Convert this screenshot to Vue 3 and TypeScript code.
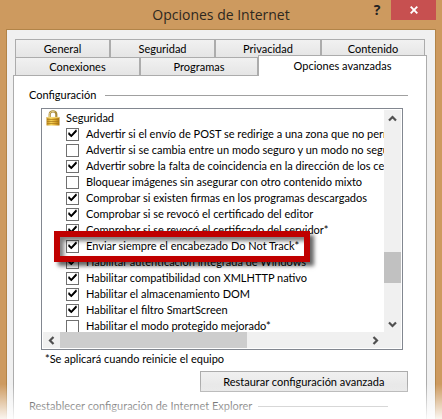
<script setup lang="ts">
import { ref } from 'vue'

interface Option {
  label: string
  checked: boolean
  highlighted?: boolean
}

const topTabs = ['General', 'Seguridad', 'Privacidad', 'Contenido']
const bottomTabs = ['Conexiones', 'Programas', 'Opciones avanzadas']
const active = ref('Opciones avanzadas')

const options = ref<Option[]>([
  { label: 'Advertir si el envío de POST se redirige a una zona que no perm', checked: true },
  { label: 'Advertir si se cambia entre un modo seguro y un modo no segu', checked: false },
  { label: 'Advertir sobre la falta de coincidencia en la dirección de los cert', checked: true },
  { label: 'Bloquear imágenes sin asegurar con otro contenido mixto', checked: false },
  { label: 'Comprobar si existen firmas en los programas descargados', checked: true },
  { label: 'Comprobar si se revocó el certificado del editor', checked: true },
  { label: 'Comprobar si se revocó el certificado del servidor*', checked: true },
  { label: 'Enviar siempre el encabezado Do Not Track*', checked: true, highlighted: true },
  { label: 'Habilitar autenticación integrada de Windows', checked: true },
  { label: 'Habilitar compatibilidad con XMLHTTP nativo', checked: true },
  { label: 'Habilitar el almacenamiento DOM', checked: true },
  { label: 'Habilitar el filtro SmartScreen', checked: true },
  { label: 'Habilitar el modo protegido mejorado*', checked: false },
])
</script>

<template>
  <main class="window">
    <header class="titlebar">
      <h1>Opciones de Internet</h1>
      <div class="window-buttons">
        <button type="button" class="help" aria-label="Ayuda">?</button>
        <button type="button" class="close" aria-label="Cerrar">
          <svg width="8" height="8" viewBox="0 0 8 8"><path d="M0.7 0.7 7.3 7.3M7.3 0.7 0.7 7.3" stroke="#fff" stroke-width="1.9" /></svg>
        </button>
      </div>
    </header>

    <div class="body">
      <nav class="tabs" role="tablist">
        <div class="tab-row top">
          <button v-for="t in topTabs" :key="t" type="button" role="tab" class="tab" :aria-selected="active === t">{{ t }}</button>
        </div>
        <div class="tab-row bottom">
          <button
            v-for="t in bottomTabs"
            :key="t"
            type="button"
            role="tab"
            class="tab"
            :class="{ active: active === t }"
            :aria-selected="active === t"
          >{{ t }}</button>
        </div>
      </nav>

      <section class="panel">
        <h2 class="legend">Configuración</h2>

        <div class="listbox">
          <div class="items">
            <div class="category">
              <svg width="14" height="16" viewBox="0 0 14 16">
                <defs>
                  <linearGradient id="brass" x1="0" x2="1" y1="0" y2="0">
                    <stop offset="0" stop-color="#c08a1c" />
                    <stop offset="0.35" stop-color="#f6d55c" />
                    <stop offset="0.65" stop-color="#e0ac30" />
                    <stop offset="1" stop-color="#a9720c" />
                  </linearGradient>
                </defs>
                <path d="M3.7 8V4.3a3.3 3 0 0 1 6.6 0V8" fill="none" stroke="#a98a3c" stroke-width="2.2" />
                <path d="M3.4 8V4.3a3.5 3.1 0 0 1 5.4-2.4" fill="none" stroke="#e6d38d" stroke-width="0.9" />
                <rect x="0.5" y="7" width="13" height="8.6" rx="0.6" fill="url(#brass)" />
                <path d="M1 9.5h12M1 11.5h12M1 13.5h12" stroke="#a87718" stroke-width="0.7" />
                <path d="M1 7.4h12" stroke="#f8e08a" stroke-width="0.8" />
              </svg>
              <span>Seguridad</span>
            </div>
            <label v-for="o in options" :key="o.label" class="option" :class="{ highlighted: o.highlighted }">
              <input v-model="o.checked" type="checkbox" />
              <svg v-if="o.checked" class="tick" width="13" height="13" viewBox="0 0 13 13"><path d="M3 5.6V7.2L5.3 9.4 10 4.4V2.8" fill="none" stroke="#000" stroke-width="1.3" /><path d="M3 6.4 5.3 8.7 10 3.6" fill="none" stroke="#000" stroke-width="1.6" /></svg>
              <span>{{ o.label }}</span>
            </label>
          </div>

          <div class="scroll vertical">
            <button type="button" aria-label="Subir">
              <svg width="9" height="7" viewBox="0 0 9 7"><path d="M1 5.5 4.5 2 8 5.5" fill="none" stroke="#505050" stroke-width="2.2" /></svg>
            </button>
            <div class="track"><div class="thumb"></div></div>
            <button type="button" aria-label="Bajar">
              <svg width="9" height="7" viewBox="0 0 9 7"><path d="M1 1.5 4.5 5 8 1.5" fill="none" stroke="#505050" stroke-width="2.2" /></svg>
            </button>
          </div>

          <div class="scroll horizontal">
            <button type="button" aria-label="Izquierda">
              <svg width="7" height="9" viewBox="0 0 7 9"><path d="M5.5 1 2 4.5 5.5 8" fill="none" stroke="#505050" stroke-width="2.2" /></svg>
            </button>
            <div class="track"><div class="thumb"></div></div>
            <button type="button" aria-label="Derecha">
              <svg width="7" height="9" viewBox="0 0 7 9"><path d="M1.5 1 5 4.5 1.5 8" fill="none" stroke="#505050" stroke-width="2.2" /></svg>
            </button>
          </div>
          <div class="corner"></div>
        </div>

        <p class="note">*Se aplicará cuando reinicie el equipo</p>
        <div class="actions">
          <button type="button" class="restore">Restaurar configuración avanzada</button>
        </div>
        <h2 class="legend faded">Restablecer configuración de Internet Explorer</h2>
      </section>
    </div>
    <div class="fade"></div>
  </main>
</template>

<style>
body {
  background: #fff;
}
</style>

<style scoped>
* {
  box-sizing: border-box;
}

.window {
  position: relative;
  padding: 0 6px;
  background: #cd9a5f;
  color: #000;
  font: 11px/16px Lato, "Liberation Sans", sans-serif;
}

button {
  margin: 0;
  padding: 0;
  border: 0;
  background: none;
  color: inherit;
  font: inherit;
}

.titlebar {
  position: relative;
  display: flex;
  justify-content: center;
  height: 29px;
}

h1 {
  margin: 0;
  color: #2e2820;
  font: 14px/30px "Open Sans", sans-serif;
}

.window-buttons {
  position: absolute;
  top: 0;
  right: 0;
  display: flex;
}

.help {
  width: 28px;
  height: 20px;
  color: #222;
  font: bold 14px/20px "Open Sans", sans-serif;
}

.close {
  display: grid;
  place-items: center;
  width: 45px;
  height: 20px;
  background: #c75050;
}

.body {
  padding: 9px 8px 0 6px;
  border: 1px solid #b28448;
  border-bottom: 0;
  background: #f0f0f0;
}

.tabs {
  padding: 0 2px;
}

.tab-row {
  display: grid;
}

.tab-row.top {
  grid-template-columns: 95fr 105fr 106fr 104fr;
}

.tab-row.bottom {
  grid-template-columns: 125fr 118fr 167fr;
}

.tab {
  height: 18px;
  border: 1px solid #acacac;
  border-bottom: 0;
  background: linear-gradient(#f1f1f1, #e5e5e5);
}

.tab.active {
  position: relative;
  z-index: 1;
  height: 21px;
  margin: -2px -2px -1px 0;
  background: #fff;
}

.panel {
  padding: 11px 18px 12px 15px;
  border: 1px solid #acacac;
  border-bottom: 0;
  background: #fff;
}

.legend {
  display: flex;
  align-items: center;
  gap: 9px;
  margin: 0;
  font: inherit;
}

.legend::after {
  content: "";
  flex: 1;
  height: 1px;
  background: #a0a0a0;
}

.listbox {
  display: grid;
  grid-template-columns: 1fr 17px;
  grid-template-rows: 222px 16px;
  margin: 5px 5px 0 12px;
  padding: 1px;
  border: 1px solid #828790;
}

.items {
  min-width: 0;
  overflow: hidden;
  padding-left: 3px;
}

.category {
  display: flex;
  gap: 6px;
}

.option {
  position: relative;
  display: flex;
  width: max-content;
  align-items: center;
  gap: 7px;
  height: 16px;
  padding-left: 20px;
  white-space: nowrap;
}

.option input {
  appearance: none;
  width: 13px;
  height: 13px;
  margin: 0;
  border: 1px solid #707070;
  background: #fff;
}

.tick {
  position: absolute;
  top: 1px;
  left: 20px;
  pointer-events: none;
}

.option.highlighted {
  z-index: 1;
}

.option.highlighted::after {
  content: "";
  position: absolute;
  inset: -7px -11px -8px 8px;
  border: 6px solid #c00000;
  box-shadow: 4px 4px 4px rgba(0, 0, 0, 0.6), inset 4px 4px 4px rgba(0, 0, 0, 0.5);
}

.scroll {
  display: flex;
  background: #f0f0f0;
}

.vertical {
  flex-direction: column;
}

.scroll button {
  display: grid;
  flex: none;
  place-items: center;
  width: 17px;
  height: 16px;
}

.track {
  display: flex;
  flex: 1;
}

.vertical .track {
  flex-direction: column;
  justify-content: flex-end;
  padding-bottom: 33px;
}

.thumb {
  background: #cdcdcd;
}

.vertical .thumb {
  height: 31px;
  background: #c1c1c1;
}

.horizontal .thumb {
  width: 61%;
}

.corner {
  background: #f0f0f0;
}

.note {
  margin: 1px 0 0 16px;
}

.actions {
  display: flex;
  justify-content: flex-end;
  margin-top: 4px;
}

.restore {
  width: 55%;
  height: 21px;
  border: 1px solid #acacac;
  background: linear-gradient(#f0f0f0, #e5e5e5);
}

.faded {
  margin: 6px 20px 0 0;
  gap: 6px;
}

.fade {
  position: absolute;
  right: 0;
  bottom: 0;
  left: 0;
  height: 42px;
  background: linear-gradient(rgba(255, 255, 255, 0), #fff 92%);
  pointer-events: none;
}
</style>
----
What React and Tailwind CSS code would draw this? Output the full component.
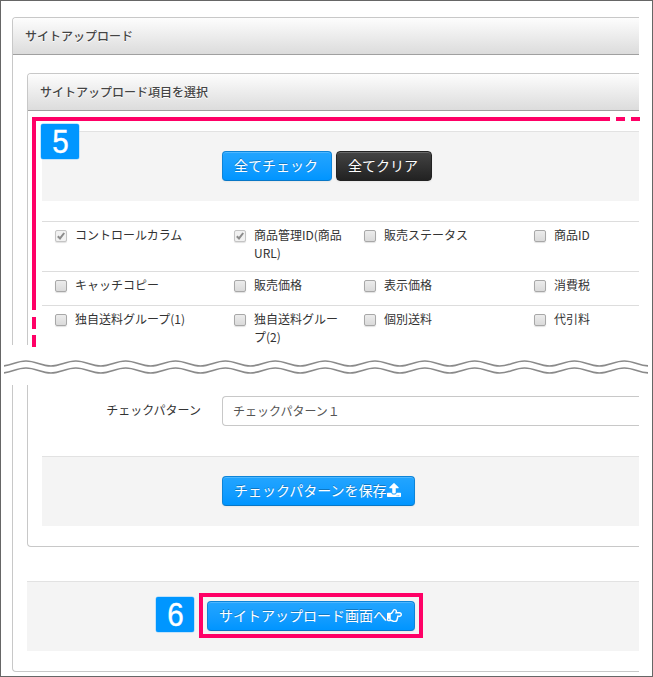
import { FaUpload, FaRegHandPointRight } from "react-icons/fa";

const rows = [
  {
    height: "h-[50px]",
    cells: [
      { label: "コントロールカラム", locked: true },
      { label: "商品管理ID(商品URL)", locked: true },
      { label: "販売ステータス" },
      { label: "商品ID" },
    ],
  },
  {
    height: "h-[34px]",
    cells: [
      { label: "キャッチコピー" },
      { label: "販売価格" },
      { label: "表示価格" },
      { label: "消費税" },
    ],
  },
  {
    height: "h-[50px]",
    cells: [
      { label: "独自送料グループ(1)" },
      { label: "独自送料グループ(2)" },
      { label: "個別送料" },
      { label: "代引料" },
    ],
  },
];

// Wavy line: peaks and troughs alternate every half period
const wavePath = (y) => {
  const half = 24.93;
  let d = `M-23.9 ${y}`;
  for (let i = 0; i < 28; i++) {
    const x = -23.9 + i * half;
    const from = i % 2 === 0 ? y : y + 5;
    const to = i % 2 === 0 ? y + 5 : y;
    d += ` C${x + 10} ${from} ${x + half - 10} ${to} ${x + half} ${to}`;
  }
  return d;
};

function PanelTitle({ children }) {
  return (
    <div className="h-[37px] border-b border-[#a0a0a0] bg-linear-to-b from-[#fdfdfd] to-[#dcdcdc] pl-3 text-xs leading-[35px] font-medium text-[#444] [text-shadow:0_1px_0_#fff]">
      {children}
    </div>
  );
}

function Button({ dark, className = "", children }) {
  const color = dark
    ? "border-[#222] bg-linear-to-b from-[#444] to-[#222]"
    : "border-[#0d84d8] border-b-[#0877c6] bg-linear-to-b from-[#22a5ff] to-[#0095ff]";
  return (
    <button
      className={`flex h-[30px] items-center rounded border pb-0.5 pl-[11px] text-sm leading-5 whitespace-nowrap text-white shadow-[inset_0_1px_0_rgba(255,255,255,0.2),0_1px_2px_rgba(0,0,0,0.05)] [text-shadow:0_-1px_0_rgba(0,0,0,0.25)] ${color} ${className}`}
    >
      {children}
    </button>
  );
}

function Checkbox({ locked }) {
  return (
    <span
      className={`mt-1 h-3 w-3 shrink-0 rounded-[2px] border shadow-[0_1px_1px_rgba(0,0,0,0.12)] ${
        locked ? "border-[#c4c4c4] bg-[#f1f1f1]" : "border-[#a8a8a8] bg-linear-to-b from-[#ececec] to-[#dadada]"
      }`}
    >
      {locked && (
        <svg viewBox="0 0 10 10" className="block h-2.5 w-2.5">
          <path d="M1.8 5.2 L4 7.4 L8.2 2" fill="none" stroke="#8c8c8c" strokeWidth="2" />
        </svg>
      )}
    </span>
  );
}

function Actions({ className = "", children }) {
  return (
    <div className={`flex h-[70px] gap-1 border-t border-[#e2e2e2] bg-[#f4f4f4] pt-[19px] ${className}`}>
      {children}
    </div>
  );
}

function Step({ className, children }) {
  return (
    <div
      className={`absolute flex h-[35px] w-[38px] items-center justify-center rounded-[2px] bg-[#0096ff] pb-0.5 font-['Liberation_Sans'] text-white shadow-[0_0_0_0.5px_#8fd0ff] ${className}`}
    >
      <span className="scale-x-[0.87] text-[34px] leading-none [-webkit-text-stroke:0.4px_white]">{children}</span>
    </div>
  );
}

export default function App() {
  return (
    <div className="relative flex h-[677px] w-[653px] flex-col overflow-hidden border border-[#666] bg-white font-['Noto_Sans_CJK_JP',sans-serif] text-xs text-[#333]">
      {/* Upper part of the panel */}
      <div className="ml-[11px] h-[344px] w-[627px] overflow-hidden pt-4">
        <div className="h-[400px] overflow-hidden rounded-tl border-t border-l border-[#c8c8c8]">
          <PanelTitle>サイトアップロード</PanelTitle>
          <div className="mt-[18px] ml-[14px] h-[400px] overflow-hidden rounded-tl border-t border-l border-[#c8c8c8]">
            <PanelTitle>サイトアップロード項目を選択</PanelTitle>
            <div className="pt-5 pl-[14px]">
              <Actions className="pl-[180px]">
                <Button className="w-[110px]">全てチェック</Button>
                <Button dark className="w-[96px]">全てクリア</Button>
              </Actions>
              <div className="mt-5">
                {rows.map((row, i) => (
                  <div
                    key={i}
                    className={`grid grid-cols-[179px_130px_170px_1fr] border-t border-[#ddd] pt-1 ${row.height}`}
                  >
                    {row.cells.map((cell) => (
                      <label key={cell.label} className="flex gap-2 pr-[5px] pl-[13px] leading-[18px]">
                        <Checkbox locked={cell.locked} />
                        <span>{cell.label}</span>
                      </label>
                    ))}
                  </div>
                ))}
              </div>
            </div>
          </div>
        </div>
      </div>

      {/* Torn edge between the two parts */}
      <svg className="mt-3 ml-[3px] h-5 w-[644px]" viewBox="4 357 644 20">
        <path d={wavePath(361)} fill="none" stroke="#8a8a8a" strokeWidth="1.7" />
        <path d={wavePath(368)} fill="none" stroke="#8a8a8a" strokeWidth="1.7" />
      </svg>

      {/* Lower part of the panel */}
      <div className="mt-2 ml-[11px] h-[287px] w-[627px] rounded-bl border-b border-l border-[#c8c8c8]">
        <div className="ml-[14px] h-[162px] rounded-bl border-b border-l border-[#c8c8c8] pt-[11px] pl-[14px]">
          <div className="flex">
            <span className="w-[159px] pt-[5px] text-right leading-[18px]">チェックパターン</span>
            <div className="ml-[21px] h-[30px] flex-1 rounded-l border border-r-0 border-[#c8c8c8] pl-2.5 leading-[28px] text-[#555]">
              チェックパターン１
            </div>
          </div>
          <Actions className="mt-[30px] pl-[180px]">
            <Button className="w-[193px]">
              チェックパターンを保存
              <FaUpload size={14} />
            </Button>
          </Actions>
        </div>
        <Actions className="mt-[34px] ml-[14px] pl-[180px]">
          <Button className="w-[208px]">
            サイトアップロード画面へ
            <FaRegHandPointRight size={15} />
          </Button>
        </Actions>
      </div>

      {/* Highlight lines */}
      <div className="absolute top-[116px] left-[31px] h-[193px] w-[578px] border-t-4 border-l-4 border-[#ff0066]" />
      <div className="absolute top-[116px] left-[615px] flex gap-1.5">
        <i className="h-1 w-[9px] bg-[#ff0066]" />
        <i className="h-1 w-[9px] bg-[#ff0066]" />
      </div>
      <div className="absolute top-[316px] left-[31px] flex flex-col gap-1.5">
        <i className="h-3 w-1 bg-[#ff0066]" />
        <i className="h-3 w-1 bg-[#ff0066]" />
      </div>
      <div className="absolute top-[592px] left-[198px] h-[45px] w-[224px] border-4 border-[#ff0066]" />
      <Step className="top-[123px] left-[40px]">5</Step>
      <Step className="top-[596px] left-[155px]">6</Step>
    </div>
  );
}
----
**What to work on**
Copy only the lines above from the one containing "Convert this screenshot" through the one containing "const active = ref('Opciones avanzadas')", both included. Leave out the pictures.

**Output of the exercise**
Convert this screenshot to Vue 3 and TypeScript code.
<script setup lang="ts">
import { ref } from 'vue'

interface Option {
  label: string
  checked: boolean
  highlighted?: boolean
}

const topTabs = ['General', 'Seguridad', 'Privacidad', 'Contenido']
const bottomTabs = ['Conexiones', 'Programas', 'Opciones avanzadas']
const active = ref('Opciones avanzadas')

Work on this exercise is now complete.